Couple these challenges with an expectation to serve the needs of highly mobile, ultra-connected students, as well as provide faculty and staff with 24/7 access to the internet, and it becomes clear that schools, universities and all educational organisations have a real job on their hands.
Recent research has found that 85% of IT teams agree a lack of full visibility is a significant point of weakness in any security infrastructure
Gaining knowledge of all devices on the network
The first step for IT and security teams looking to protect university networks is to gain full visibility over every endpoint that touches the network – after all, you can’t protect what you can’t see. Recent research has found that 85% of IT teams agree a lack of full visibility is a significant point of weakness in any security infrastructure and, on average, any organisation that then goes on to achieve comprehensive visibility over its devices will find 30% more devices than they were expecting.
This is because there are many different types of IT assets that may not have been considered to be IP-enabled that sit on the enterprise network. Operational technology (OT) such as building sensors, security cameras and even light switches are now becoming ‘smart’ in a bid to optimise energy efficiency amongst other things, and these all act as gateways for hackers if not securely identified, assessed and managed.
By identifying computers, unmanaged personal devices, IoT devices and rogue endpoints in real time, IT security teams can locate vulnerabilities faster and mitigate risk before it causes serious downtime or data loss.
Mastering management and protection
Once visibility has been secured, IT teams can consolidate the management of IoT, OT devices into one, central cybersecurity hub and create policies based on the needs and behaviours of different types of devices.

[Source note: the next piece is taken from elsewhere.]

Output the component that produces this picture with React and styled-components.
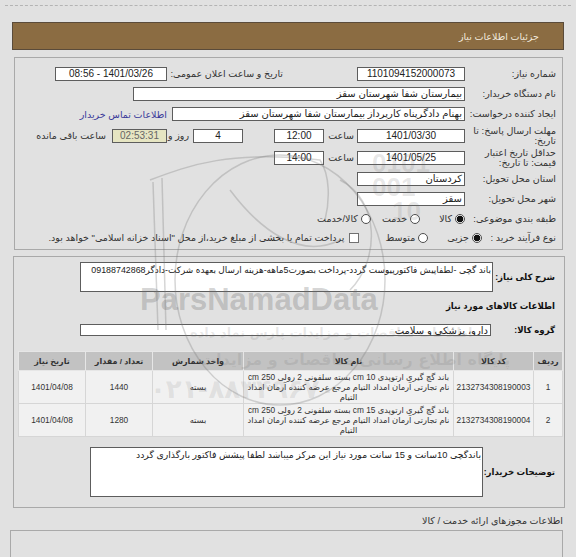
import React from 'react'
import styled, {createGlobalStyle} from 'styled-components'

const GlobalStyle = createGlobalStyle`
  html, body {
    margin: 0;
    padding: 0;
    background: #e1e1e1;
  }
  body {
    font-family: "Liberation Sans", "DejaVu Sans", sans-serif;
    font-size: 9.5px;
    color: #222;
  }
`

const Page = styled.div`
  position: relative;
  width: 576px;
  height: 557px;
  overflow: hidden;
  direction: rtl;
  background: #e1e1e1;
`

const DashedLine = styled.div`
  margin: 5px 5px 0;
  border-top: 1px dashed #b4b4b4;
`

const HeaderBar = styled.div`
  margin: 16px 12px 0 12px;
  height: 28px;
  box-sizing: border-box;
  background: #8b6c42;
  border: 1px solid #5a4b3a;
  color: #f1e9dc;
  display: flex;
  align-items: center;
  padding-right: 24px;
  font-size: 9.5px;
`

const Section = styled.div`
  margin: ${p => p.$top}px ${p => p.$right}px 0 ${p => p.$left}px;
  border: 1px solid #a9a9a9;
  padding: ${p => p.$pad};
  height: ${p => (p.$h ? `${p.$h}px` : 'auto')};
`

const Row = styled.div`
  display: flex;
  align-items: center;
  height: ${p => p.$h}px;
  padding-right: ${p => p.$pr || 0}px;
  white-space: nowrap;
`

const Label = styled.div`
  flex: none;
  width: ${p => (p.$w ? `${p.$w}px` : 'auto')};
  margin-left: ${p => p.$ml || 0}px;
  line-height: 10px;
  font-weight: ${p => (p.$bold ? 'bold' : 'normal')};
  font-size: ${p => (p.$bold ? 8.6 : 9.5)}px;
  color: ${p => (p.$bold ? '#111' : '#333')};
  white-space: nowrap;
`

const Field = styled.div`
  flex: none;
  box-sizing: border-box;
  width: ${p => p.$w}px;
  height: ${p => p.$h || 14}px;
  margin-left: ${p => p.$ml || 0}px;
  border: 1px solid #5d5d5d;
  background: ${p => p.$bg || '#fff'};
  color: ${p => p.$color || '#222'};
  text-align: ${p => p.$align || 'center'};
  line-height: 12px;
  font-size: 10px;
  padding: 0 2px;
  overflow: hidden;
  white-space: nowrap;
`

const TextArea = styled(Field)`
  white-space: normal;
  text-align: right;
  line-height: 14px;
  font-size: ${p => p.$fs || 9.3}px;
  letter-spacing: ${p => p.$ls || 0}px;
  padding: 0 1px;
`

const Link = styled.span`
  color: #3a3a9a;
`

const Radio = styled.span`
  flex: none;
  width: 10px;
  height: 10px;
  box-sizing: border-box;
  border-radius: 50%;
  border: 1px solid #4d4d4d;
  background: ${p =>
    p.$on ? 'radial-gradient(circle, #111 0 3.2px, #fff 3.6px)' : '#fff'};
  margin-left: 3px;
`

const Check = styled.span`
  flex: none;
  width: 10px;
  height: 10px;
  box-sizing: border-box;
  border: 1px solid #707070;
  background: #fff;
  margin-left: 5px;
`

const Opt = styled.span`
  margin-left: ${p => p.$ml || 0}px;
  color: #333;
`

const Table = styled.table`
  margin: 0 1px 0 0;
  width: 538px;
  border-collapse: collapse;
  table-layout: fixed;
  font-size: 8.3px;
`

const Th = styled.th`
  width: ${p => p.$w}px;
  height: 18px;
  padding: 0;
  background: #c2c2c2;
  border: 1px solid #e6e6e6;
  color: #333;
  font-weight: bold;
  font-size: 8px;
`

const Td = styled.td`
  height: 32px;
  padding: 0 2px;
  background: #f1f1f1;
  border: 1px solid #d6d6d6;
  text-align: center;
  line-height: 10px;
  color: #333;
`

const SubTitle = styled.div`
  margin: 7px 13px 0 0;
  color: #333;
`

const Watermark = styled.div`
  position: absolute;
  inset: 0;
  pointer-events: none;
  direction: ltr;
`

const WmText = styled.div`
  position: absolute;
  left: ${p => p.$x}px;
  top: ${p => p.$y}px;
  font-family: ${p => (p.$latin ? '"Liberation Sans", Arial, sans-serif' : '"DejaVu Sans", sans-serif')};
  font-weight: bold;
  font-size: ${p => p.$size}px;
  color: rgba(110, 110, 110, ${p => p.$a || 0.28});
  white-space: nowrap;
  line-height: 1;
`

const items = [
  {
    n: 1,
    code: '2132734308190003',
    line1: 'باند گچ گیری ارتوپدی cm 10 بسته سلفونی 2 رولی 250 cm',
    line2: 'نام تجارتی آرمان امداد التیام مرجع عرضه کننده آرمان امداد التیام',
    unit: 'بسته',
    qty: '1440',
    date: '1401/04/08',
  },
  {
    n: 2,
    code: '2132734308190004',
    line1: 'باند گچ گیری ارتوپدی cm 15 بسته سلفونی 2 رولی 250 cm',
    line2: 'نام تجارتی آرمان امداد التیام مرجع عرضه کننده آرمان امداد التیام',
    unit: 'بسته',
    qty: '1280',
    date: '1401/04/08',
  },
]

const App = () => (
  <Page>
    <GlobalStyle />
    <DashedLine />
    <HeaderBar>جزئیات اطلاعات نیاز</HeaderBar>

    <Section $top={7} $right={13} $left={14} $pad="6px 6px 2px 0">
      <Row $h={19}>
        <Label $w={89} $ml={2}>شماره نیاز:</Label>
        <Field $w={108} $ml={74}>1101094152000073</Field>
        <Label $w={112} $ml={4}>تاریخ و ساعت اعلان عمومی:</Label>
        <Field $w={112}>1401/03/26 - 08:56</Field>
      </Row>
      <Row $h={21}>
        <Label $w={89} $ml={2}>نام دستگاه خریدار:</Label>
        <Field $w={332} $align="right">بیمارستان شفا شهرستان سقز</Field>
      </Row>
      <Row $h={20}>
        <Label $w={89} $ml={2}>ایجاد کننده درخواست:</Label>
        <Field $w={293} $ml={5} $align="right">
          بهنام دادگرپناه کارپرداز بیمارستان شفا شهرستان سقز
        </Field>
        <Link>اطلاعات تماس خریدار</Link>
      </Row>
      <Row $h={23}>
        <Label $w={89} $ml={2}>
          مهلت ارسال پاسخ: تا
          <br />
          تاریخ:
        </Label>
        <Field $w={108} $ml={3}>1401/03/30</Field>
        <Label $w={25} $ml={5}>ساعت</Label>
        <Field $w={50} $ml={31}>12:00</Field>
        <Field $w={50} $ml={4}>4</Field>
        <Label $w={18} $ml={4}>روز و</Label>
        <Field $w={55} $ml={6} $bg="#e6e5c2" $color="#666">02:53:31</Field>
        <Label>ساعت باقی مانده</Label>
      </Row>
      <Row $h={22}>
        <Label $w={89} $ml={2}>
          حداقل تاریخ اعتبار
          <br />
          قیمت: تا تاریخ:
        </Label>
        <Field $w={108} $ml={3}>1401/05/25</Field>
        <Label $w={25} $ml={5}>ساعت</Label>
        <Field $w={50}>14:00</Field>
      </Row>
      <Row $h={20}>
        <Label $w={89} $ml={2}>استان محل تحویل:</Label>
        <Field $w={108} $align="right">کردستان</Field>
      </Row>
      <Row $h={20}>
        <Label $w={89} $ml={2}>شهر محل تحویل:</Label>
        <Field $w={108} $align="right">سقز</Field>
      </Row>
      <Row $h={19}>
        <Label $w={89} $ml={2}>طبقه بندی موضوعی:</Label>
        <Radio $on />
        <Opt $ml={19}>کالا</Opt>
        <Radio />
        <Opt $ml={11}>خدمت</Opt>
        <Radio />
        <Opt>کالا/خدمت</Opt>
      </Row>
      <Row $h={19}>
        <Label $w={70} $ml={4}>نوع فرآیند خرید :</Label>
        <Radio $on />
        <Opt $ml={19}>جزیی</Opt>
        <Radio />
        <Opt $ml={26}>متوسط</Opt>
        <Check />
        <Opt>
          پرداخت تمام یا بخشی از مبلغ خرید،از محل "اسناد خزانه اسلامی" خواهد بود.
        </Opt>
      </Row>
    </Section>

    <Section $top={6} $right={11} $left={13} $pad="4px 0 9px 0">
      <Row $h={32} $pr={9}>
        <Label $w={60} $ml={2} $bold>شرح کلی نیاز:</Label>
        <TextArea $w={413} $h={30} $fs={8.9} $ls={-0.05}>
          باند گچی -لطفاپیش فاکتورپیوست گردد-پرداخت بصورت5ماهه-هزینه ارسال بعهده شرکت-دادگر09188742868
        </TextArea>
      </Row>
      <Row $h={26} $pr={9}>
        <Label $bold>اطلاعات کالاهای مورد نیاز</Label>
      </Row>
      <Row $h={22} $pr={9}>
        <Label $w={62} $ml={2} $bold>گروه کالا:</Label>
        <Field $w={411} $h={12} $align="right">دارو، پزشکی و سلامت</Field>
      </Row>
      <Row $h={10} />
      <Table>
        <thead>
          <tr>
            <Th $w={28}>ردیف</Th>
            <Th $w={79}>کد کالا</Th>
            <Th $w={209}>نام کالا</Th>
            <Th $w={90}>واحد شمارش</Th>
            <Th $w={66}>تعداد / مقدار</Th>
            <Th $w={66}>تاریخ نیاز</Th>
          </tr>
        </thead>
        <tbody>
          {items.map(it => (
            <tr key={it.n}>
              <Td>{it.n}</Td>
              <Td>{it.code}</Td>
              <Td>
                {it.line1}
                <br />
                {it.line2}
              </Td>
              <Td>{it.unit}</Td>
              <Td>{it.qty}</Td>
              <Td>{it.date}</Td>
            </tr>
          ))}
        </tbody>
      </Table>
      <Row $h={9} />
      <Row $h={52} $pr={9}>
        <Label $w={70} $ml={2} $bold>توضیحات خریدار:</Label>
        <TextArea $w={393} $h={50}>
          باندگچی 10سانت و 15 سانت مورد نیاز این مرکز میباشد لطفا پیشش فاکتور بارگذاری گردد
        </TextArea>
      </Row>
    </Section>

    <SubTitle>اطلاعات مجوزهای ارائه خدمت / کالا</SubTitle>
    <Section $top={4} $right={13} $left={10} $pad="0" $h={60} />

    <Watermark>
      <svg width="576" height="557" style={{position: 'absolute', left: 0, top: 0}}>
        <g fill="none" stroke="rgba(120,120,120,0.3)" strokeWidth="1.5">
          <path d="M150 180 C190 165 230 150 320 160 C330 175 330 200 325 220" />
          <path d="M153 182 L158 330" />
          <path d="M162 178 L166 330" />
          <ellipse cx="280" cy="280" rx="105" ry="125" />
          <path d="M230 190 C260 230 300 260 340 240" />
          <path d="M340 180 C380 200 380 260 350 290" />
        </g>
      </svg>
      <WmText $latin $x={140} $y={284} $size={31} $a={0.3}>ParsNamadData</WmText>
      <WmText $latin $x={372} $y={150} $size={26} $a={0.16}>0101</WmText>
      <WmText $latin $x={372} $y={174} $size={26} $a={0.16}>001</WmText>
      <WmText $latin $x={392} $y={198} $size={26} $a={0.16}>10</WmText>
      <WmText $x={190} $y={326} $size={13} $a={0.16}>اطلاعات مناقصات و مزایدات پارس نماد داده</WmText>
      <WmText $x={200} $y={352} $size={16} $a={0.16}>پایگاه اطلاع رسانی مناقصات و مزایدات</WmText>
      <WmText $x={150} $y={376} $size={26} $a={0.14}>۰۲۱-۸۸۳۴۹۶۷۰</WmText>
    </Watermark>
  </Page>
)

export default App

To summarise, universities have the IT access, privacy and regulatory requirements of small cities. They support residents, visitors, business operations, retail outlets and more, as well as having the added responsibility of protecting the intellectual property of research facilities and other innovative resources. All of these things can make the job of securing the IT network challenging, but with the right tools in place, they can be met with ease – allowing time to be better spent on improving education.